__WHAT THE EXERCISE ASKS__.
Reply with one number: how many lines contain the word "this".

__MATERIAL FOR THE TASK__.
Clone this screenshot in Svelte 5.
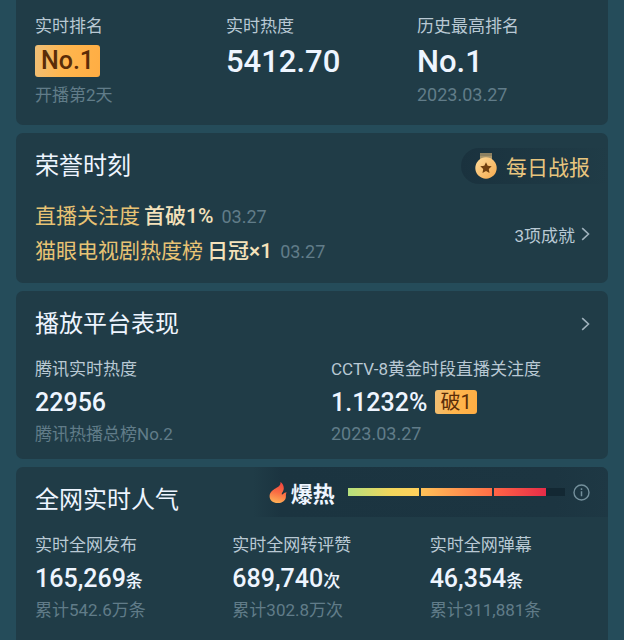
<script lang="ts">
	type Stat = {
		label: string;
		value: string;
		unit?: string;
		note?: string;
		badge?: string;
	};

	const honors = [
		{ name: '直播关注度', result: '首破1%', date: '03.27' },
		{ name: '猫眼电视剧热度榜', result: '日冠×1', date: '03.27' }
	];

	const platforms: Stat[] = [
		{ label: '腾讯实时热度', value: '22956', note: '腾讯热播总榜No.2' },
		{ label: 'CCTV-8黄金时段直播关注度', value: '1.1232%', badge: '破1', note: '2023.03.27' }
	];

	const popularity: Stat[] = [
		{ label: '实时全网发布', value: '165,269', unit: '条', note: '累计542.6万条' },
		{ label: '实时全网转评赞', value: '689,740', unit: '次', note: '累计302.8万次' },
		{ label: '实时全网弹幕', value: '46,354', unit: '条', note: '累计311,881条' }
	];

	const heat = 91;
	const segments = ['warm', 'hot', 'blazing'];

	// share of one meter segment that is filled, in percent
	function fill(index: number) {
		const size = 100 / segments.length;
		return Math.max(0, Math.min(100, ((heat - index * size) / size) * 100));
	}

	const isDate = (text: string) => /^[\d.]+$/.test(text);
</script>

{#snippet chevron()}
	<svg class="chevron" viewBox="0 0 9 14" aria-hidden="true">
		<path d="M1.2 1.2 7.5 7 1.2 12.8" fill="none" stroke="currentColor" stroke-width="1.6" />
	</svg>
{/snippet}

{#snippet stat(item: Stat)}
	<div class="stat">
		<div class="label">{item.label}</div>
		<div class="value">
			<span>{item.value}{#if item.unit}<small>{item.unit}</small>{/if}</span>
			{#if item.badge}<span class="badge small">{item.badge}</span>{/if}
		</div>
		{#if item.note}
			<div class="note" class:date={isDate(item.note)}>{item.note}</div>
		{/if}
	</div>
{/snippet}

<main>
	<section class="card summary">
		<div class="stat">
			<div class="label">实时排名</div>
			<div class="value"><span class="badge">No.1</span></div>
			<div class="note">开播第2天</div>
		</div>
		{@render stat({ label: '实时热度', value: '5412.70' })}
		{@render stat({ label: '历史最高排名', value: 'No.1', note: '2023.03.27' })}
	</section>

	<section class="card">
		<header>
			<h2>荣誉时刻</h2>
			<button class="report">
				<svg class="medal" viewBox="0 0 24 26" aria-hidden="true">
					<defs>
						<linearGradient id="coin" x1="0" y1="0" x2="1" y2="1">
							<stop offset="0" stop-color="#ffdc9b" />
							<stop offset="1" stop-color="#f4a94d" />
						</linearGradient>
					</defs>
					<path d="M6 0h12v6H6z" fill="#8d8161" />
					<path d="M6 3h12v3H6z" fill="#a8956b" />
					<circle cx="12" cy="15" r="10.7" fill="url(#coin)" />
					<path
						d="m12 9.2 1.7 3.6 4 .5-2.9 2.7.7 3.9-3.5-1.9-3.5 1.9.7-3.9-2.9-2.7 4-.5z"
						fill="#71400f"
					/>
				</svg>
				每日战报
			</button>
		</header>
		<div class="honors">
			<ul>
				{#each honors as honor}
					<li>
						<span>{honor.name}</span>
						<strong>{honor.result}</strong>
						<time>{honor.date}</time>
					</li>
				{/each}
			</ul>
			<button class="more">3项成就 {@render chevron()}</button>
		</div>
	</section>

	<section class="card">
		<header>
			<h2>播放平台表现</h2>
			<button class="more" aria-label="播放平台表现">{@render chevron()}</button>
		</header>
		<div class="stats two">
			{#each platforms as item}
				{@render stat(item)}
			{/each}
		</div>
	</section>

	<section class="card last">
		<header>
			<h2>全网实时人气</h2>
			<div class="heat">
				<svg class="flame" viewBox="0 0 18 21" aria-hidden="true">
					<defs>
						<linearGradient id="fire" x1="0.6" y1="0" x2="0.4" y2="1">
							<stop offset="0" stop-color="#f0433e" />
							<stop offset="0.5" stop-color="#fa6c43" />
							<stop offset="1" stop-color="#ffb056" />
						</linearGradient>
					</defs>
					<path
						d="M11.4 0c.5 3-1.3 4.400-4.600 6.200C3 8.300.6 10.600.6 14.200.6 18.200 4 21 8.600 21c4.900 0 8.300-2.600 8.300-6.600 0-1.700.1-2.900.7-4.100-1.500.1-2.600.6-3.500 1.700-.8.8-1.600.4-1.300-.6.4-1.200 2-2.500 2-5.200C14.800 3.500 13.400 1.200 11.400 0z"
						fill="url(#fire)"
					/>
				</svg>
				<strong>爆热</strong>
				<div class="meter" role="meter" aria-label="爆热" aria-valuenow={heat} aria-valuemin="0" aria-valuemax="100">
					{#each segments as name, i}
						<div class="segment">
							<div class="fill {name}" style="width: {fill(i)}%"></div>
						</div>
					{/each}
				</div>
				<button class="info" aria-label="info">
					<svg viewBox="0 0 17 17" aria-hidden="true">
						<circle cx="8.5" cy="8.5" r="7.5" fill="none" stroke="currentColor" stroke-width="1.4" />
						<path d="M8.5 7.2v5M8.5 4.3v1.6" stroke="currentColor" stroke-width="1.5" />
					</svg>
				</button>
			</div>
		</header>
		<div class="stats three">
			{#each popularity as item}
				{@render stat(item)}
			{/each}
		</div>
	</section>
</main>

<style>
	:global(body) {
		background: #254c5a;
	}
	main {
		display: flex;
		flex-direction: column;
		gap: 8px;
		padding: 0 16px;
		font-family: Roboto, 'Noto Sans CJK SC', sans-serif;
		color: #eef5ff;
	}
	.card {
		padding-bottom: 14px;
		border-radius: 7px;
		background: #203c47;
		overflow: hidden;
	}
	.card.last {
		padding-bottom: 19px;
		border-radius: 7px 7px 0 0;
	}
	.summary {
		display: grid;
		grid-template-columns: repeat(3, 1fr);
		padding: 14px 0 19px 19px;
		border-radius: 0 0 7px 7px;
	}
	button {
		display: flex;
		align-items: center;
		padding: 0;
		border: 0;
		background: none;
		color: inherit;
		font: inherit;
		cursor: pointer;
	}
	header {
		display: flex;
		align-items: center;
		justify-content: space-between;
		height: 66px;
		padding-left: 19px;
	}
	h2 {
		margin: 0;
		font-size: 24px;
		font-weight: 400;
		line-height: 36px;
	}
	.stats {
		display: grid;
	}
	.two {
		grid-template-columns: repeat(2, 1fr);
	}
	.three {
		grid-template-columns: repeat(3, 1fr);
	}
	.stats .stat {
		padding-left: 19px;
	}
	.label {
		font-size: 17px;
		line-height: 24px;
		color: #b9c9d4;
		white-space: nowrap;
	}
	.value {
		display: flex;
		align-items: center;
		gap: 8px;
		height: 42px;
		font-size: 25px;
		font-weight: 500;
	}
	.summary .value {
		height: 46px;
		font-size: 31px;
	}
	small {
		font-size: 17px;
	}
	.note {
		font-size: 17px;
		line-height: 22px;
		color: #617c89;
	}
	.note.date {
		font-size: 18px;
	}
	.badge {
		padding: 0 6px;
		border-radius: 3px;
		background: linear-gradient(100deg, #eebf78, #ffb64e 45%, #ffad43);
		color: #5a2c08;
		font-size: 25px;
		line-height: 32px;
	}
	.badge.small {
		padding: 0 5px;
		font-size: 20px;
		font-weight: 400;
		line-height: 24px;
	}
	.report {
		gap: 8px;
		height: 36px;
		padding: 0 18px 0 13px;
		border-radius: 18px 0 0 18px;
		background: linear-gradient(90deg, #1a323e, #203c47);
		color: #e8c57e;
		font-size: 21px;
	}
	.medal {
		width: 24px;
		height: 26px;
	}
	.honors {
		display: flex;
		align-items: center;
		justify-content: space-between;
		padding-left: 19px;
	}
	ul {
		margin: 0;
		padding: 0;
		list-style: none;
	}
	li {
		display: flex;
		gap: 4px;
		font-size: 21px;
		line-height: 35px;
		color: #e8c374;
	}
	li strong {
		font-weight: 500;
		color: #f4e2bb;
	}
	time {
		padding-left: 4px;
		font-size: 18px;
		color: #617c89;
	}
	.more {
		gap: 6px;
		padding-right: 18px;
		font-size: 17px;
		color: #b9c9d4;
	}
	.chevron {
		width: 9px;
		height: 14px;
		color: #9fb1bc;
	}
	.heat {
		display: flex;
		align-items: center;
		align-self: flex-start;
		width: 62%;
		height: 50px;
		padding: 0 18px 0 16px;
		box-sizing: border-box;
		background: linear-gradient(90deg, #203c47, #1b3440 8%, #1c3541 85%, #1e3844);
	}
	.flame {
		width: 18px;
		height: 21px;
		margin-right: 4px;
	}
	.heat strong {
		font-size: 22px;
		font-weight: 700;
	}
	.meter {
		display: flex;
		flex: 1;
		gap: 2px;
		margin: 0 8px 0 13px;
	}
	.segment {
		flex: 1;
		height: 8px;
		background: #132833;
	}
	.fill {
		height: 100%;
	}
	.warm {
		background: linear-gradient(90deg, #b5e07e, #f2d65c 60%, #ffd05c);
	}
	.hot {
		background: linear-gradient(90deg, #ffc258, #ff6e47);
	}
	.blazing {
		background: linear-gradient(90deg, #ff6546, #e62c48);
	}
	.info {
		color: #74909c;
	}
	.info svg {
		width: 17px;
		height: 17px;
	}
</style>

==

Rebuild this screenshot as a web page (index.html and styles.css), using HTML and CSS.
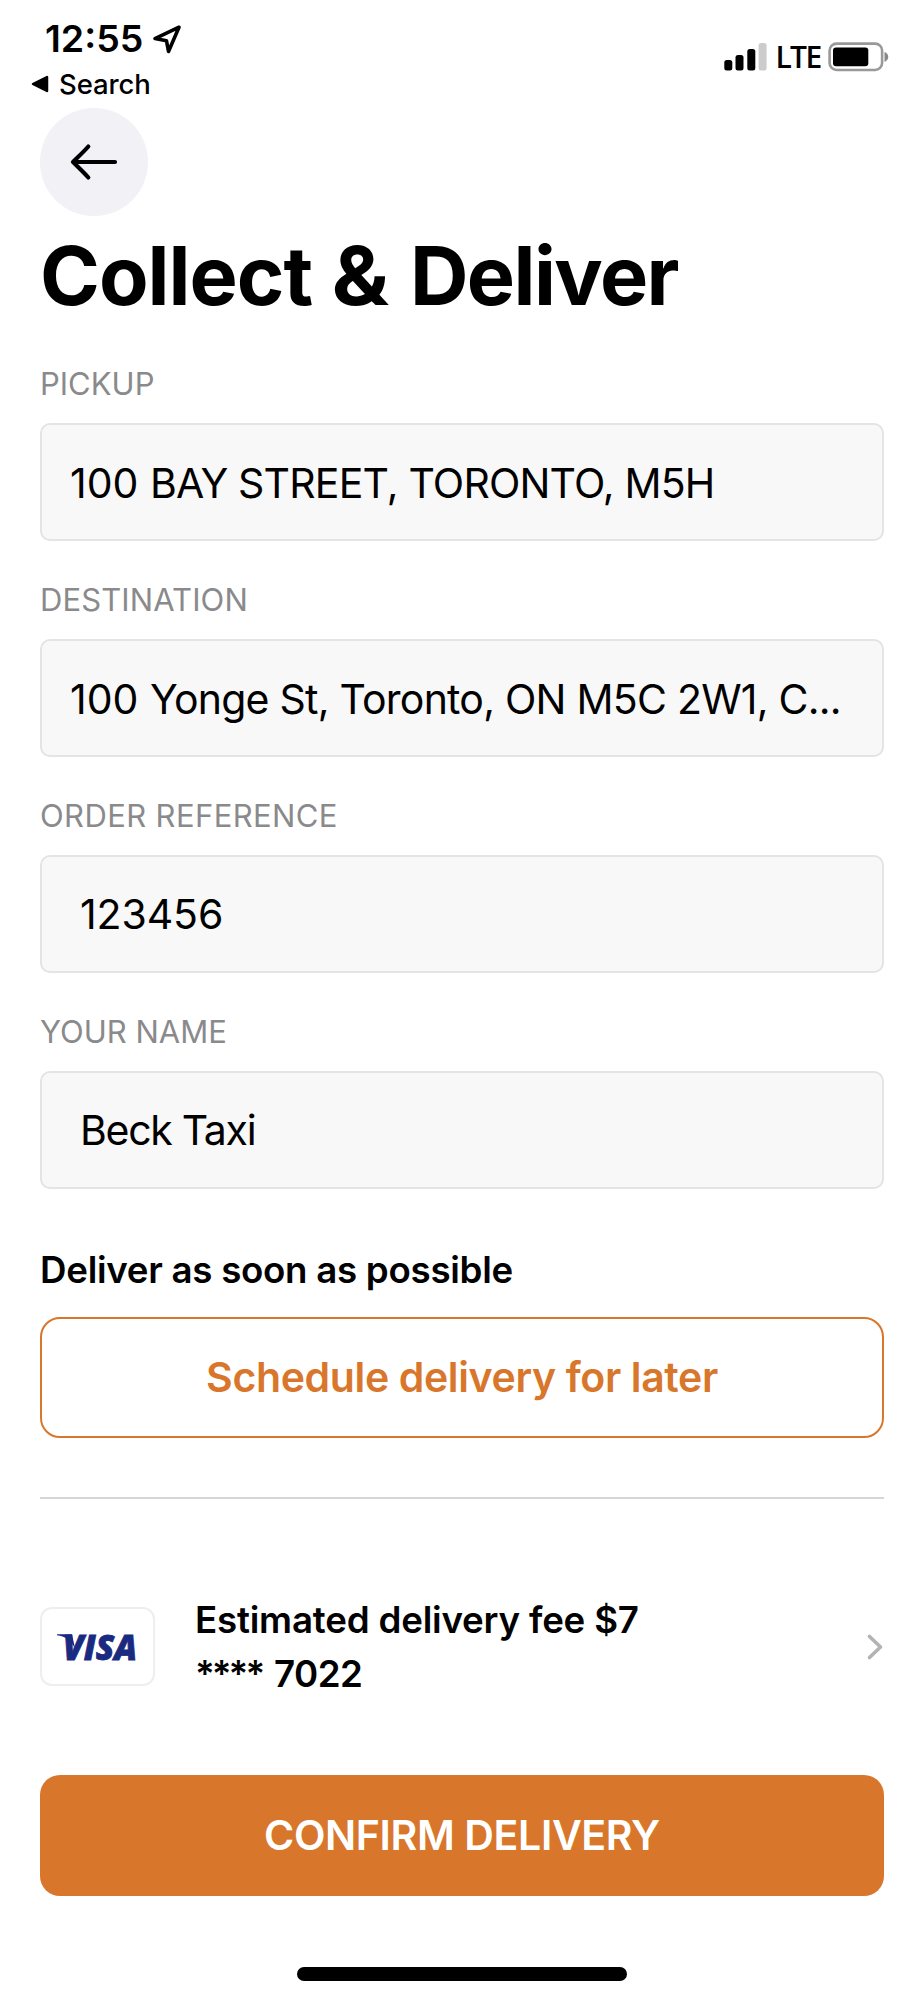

__RESPONSE__.
2